The warning came at the launch of “Let Britain Fly”, a campaign aimed at pressurising MPs to avert the UK’s looming air capacity crunch.
It calls on all major parties to include a commitment to tackle the problem in their manifestos for the 2015 General Election, and to commit to implementing the findings of the Airports Commission led by Sir Howard Davies.
Companies that have thrown their weight behind Let Britain Fly include Associated British Foods, Boots UK, Dixons, John Lewis, Land Securities, Lloyds Banking Group, Hilton Worldwide, Next, Westfield Group and WPP.
Organiser London First say this makes Let Britain Fly the biggest and most influential business-led campaign ever created to address the issue of airport expansion.
Also backing the drive are Louise Ellman MP, chair of the Transport Select Committee and Graham Brady MP, chairman of the 1922 Committee, as well as other senior and influential backbenchers.

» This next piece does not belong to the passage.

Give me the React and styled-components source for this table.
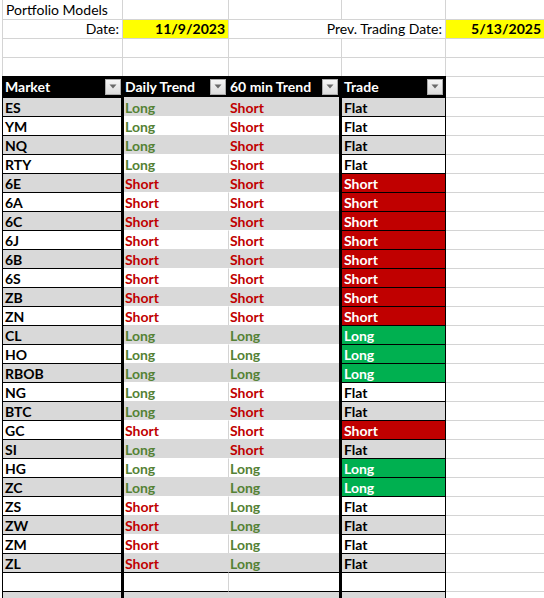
import React from "react";
import styled, { createGlobalStyle } from "styled-components";

const GRAY = "#d9d9d9";
const WHITE = "#ffffff";
const GRID = "#d4d4d4";
const GREEN_TEXT = "#548235";
const RED_TEXT = "#c00000";

const markets = [
  ["ES", "Long", "Short", "Flat"],
  ["YM", "Long", "Short", "Flat"],
  ["NQ", "Long", "Short", "Flat"],
  ["RTY", "Long", "Short", "Flat"],
  ["6E", "Short", "Short", "Short"],
  ["6A", "Short", "Short", "Short"],
  ["6C", "Short", "Short", "Short"],
  ["6J", "Short", "Short", "Short"],
  ["6B", "Short", "Short", "Short"],
  ["6S", "Short", "Short", "Short"],
  ["ZB", "Short", "Short", "Short"],
  ["ZN", "Short", "Short", "Short"],
  ["CL", "Long", "Long", "Long"],
  ["HO", "Long", "Long", "Long"],
  ["RBOB", "Long", "Long", "Long"],
  ["NG", "Long", "Short", "Flat"],
  ["BTC", "Long", "Short", "Flat"],
  ["GC", "Short", "Short", "Short"],
  ["SI", "Long", "Short", "Flat"],
  ["HG", "Long", "Long", "Long"],
  ["ZC", "Long", "Long", "Long"],
  ["ZS", "Short", "Long", "Flat"],
  ["ZW", "Short", "Long", "Flat"],
  ["ZM", "Short", "Long", "Flat"],
  ["ZL", "Short", "Long", "Flat"],
];

const GlobalStyle = createGlobalStyle`
  body {
    margin: 0;
    background: #fff;
    font-family: Lato, "Liberation Sans", sans-serif;
  }
`;

const Sheet = styled.div`
  width: 544px;
  height: 598px;
  overflow: hidden;
  padding-left: 2px;
  box-sizing: border-box;
  font-size: 14px;
  color: #000;
`;

// rows above the table
const TopRow = styled.div`
  display: grid;
  grid-template-columns: 120px 106px 113px 104px 99px;
  height: 19px;
  box-sizing: border-box;
  border-top: ${(p) => (p.$first ? "none" : `1px solid ${GRID}`)};
`;

const TopCell = styled.div`
  box-sizing: border-box;
  display: flex;
  align-items: flex-end;
  justify-content: ${(p) => (p.$right ? "flex-end" : "flex-start")};
  padding: 0 3px 1px 3px;
  white-space: nowrap;
  line-height: 17px;
  border-left: ${(p) => (p.$noLine ? "none" : `1px solid ${GRID}`)};
  background: ${(p) => p.$fill || "transparent"};
  font-weight: ${(p) => (p.$bold ? 700 : 400)};
`;

// table
const TableRow = styled.div`
  display: grid;
  grid-template-columns: 122px 104px 111px 107px 98px;
  height: ${(p) => (p.$header ? "21px" : "19px")};
`;

const HeaderCell = styled.div`
  box-sizing: border-box;
  background: #000;
  color: #fff;
  font-weight: 700;
  display: flex;
  align-items: center;
  justify-content: space-between;
  padding: 0 ${(p) => p.$pr}px 0 ${(p) => p.$pl}px;
  white-space: nowrap;
`;

const FilterButton = styled.span`
  width: 16px;
  height: 16px;
  box-sizing: border-box;
  border: 1px solid #ababab;
  background: linear-gradient(#f6f6f6, #dcdcdc);
  display: flex;
  align-items: center;
  justify-content: center;
  flex-shrink: 0;
`;

const MarketCell = styled.div`
  box-sizing: border-box;
  background: ${(p) => p.$fill};
  border-top: 1px solid #000;
  border-left: 1px solid #000;
  border-right: 3px solid #000;
  padding-left: 2px;
  font-weight: 700;
  line-height: 19px;
`;

const TrendCell = styled.div`
  box-sizing: border-box;
  background: ${(p) => p.$fill};
  border-top: 1px solid ${(p) => (p.$line ? "#000" : p.$fill)};
  border-left: ${(p) =>
    p.$grid ? `1px solid ${p.$fill === WHITE ? GRID : p.$fill}` : "none"};
  padding-left: 1px;
  font-weight: 700;
  line-height: 19px;
  color: ${(p) => (p.$value === "Long" ? GREEN_TEXT : RED_TEXT)};
`;

const tradeFill = { Long: "#00b050", Short: "#c00000" };

const TradeCell = styled.div`
  box-sizing: border-box;
  background: ${(p) => tradeFill[p.$value] || p.$fill};
  color: ${(p) => (tradeFill[p.$value] ? "#fff" : "#000")};
  border-top: 1px solid #000;
  border-left: 3px solid #000;
  border-right: 1px solid #000;
  padding-left: 2px;
  font-weight: 700;
  line-height: 19px;
`;

const EmptyCell = styled.div`
  box-sizing: border-box;
  border-top: 1px solid ${GRID};
`;

const Filter = () => (
  <FilterButton>
    <svg width="8" height="5" viewBox="0 0 8 5">
      <path d="M0.5 0.5h7L4 4.5z" fill="#6a6a6a" />
    </svg>
  </FilterButton>
);

const App = () => {
  const blanks = [WHITE, GRAY];
  return (
    <>
      <GlobalStyle />
      <Sheet>
        <TopRow $first>
          <TopCell>Portfolio Models</TopCell>
          <TopCell />
          <TopCell />
          <TopCell />
          <TopCell />
        </TopRow>
        <TopRow>
          <TopCell $right>Date:</TopCell>
          <TopCell $right $bold $fill="#ffff00">11/9/2023</TopCell>
          <TopCell />
          <TopCell $right $noLine>Prev. Trading Date:</TopCell>
          <TopCell $right $bold $fill="#ffff00">5/13/2025</TopCell>
        </TopRow>
        {[0, 1].map((i) => (
          <TopRow key={i}>
            <TopCell />
            <TopCell />
            <TopCell />
            <TopCell />
            <TopCell />
          </TopRow>
        ))}

        <TableRow $header>
          <HeaderCell $pl={3} $pr={3}>Market<Filter /></HeaderCell>
          <HeaderCell $pl={1} $pr={2}>Daily Trend<Filter /></HeaderCell>
          <HeaderCell $pl={2} $pr={1}>60 min Trend<Filter /></HeaderCell>
          <HeaderCell $pl={5} $pr={3}>Trade<Filter /></HeaderCell>
          <EmptyCell />
        </TableRow>

        {markets.map(([name, daily, hourly, trade], i) => {
          const fill = i % 2 === 0 ? GRAY : WHITE;
          return (
            <TableRow key={name}>
              <MarketCell $fill={fill}>{name}</MarketCell>
              <TrendCell $fill={fill} $value={daily}>{daily}</TrendCell>
              <TrendCell $fill={fill} $value={hourly} $grid>{hourly}</TrendCell>
              <TradeCell $fill={fill} $value={trade}>{trade}</TradeCell>
              <EmptyCell />
            </TableRow>
          );
        })}

        {blanks.map((fill) => (
          <TableRow key={fill}>
            <MarketCell $fill={fill} />
            <TrendCell $fill={fill} $line />
            <TrendCell $fill={fill} $line $grid />
            <TradeCell $fill={fill} />
            <EmptyCell />
          </TableRow>
        ))}
      </Sheet>
    </>
  );
};

export default App;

John Allan, CBE, Chairman of Dixons Retail said: “Sorting out policy quickly to increase airport capacity in the South East is vital to enable long term economic growth, not just in the South East but for the UK as a whole. At Dixons, for example, the impact of increased tourism alone would boost our business and encourage further investment in the UK.”
Louise Ellman, MP, chair of the Transport Select Committee, said: “We need more hub capacity in the south east. Failure to tackle this means that the UK will continue to lose out to its competitors in Europe and beyond.”

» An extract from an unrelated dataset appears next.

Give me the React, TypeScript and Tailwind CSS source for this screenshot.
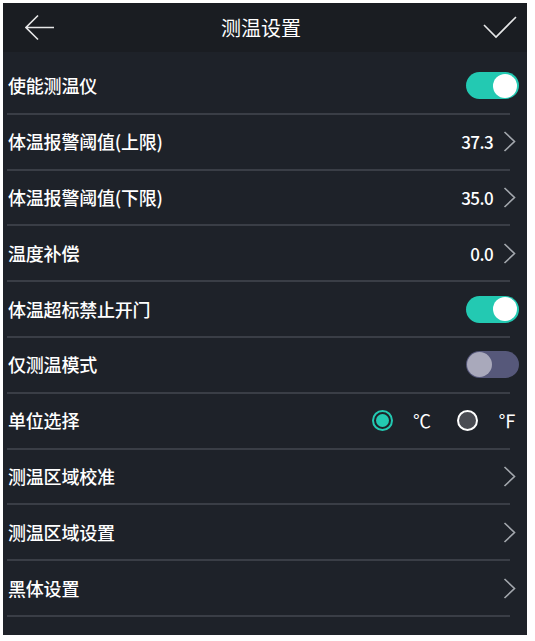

Graham Brady MP, Chairman of the 1922 Committee, said: “I know from first-hand experience in my own constituency the huge impact that a thriving airport has on the economy of the surrounding region, as a powerful driver of job creation and growth more widely. It’s imperative that politicians finally set their party interests to one side and forge a cross-party consensus to safeguard and enhance the UK’s economic and social interests. Fifty years of political indecision is inexcusable. The Airports Commission must mark the end of 50 years of indecision: for Britain’s sake we need to get on with the job of building the airport capacity that is so badly overdue.”

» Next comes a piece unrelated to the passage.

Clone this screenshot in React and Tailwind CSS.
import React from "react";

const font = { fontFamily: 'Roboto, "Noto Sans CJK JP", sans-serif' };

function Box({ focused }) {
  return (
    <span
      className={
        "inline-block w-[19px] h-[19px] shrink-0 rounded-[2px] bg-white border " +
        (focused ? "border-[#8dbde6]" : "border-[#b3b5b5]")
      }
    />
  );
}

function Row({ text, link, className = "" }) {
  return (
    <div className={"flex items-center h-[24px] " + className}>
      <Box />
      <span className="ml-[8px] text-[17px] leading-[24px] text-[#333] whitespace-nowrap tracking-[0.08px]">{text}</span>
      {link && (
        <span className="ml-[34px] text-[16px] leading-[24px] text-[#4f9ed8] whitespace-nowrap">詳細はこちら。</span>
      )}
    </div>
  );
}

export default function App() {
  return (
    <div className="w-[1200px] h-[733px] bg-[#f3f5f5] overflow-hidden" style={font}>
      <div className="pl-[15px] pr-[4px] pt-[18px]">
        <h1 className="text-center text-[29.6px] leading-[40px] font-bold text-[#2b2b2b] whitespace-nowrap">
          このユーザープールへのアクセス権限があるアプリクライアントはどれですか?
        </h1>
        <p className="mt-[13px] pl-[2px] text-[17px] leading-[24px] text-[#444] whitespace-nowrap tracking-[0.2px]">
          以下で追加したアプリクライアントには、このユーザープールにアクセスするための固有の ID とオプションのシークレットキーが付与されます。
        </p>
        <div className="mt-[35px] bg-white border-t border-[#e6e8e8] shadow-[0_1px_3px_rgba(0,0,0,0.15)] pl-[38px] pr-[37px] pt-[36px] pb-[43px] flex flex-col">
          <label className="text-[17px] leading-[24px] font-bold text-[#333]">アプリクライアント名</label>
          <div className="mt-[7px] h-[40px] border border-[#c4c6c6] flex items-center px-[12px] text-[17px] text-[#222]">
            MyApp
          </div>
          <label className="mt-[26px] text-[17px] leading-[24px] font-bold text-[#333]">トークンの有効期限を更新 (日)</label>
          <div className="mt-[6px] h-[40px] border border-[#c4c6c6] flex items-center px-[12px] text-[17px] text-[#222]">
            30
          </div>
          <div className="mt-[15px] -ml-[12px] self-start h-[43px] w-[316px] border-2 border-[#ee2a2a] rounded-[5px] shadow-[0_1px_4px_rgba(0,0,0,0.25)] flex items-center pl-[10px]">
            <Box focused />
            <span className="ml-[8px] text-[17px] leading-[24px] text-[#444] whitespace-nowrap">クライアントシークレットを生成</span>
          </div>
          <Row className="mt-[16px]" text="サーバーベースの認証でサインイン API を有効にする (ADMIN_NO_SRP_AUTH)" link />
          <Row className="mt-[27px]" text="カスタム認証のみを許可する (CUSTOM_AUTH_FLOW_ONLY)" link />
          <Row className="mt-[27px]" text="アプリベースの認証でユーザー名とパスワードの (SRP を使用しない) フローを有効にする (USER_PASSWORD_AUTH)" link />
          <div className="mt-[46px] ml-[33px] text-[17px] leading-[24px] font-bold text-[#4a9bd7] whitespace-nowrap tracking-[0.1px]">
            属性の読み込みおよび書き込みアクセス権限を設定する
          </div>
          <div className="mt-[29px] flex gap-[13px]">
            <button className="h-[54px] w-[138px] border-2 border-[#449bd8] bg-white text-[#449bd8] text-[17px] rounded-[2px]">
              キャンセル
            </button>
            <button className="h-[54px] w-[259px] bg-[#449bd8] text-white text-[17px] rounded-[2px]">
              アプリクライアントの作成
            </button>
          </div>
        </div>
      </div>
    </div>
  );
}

Baroness Jo Valentine, Chief Executive of London First, said: “After 50 years of stop-start government mismanagement of our airport infrastructure, the Airports Commission represents the final call for politicians of all parties to step up and sort out the problem. If they don’t, another generation will pass us by while our continental rivals build more runways and bring in more business from the world’s emerging economies. Last year, we saw Germany take our crown as Europe’s leader in attracting foreign investment projects. Do we really want to become an also-ran in the global race?”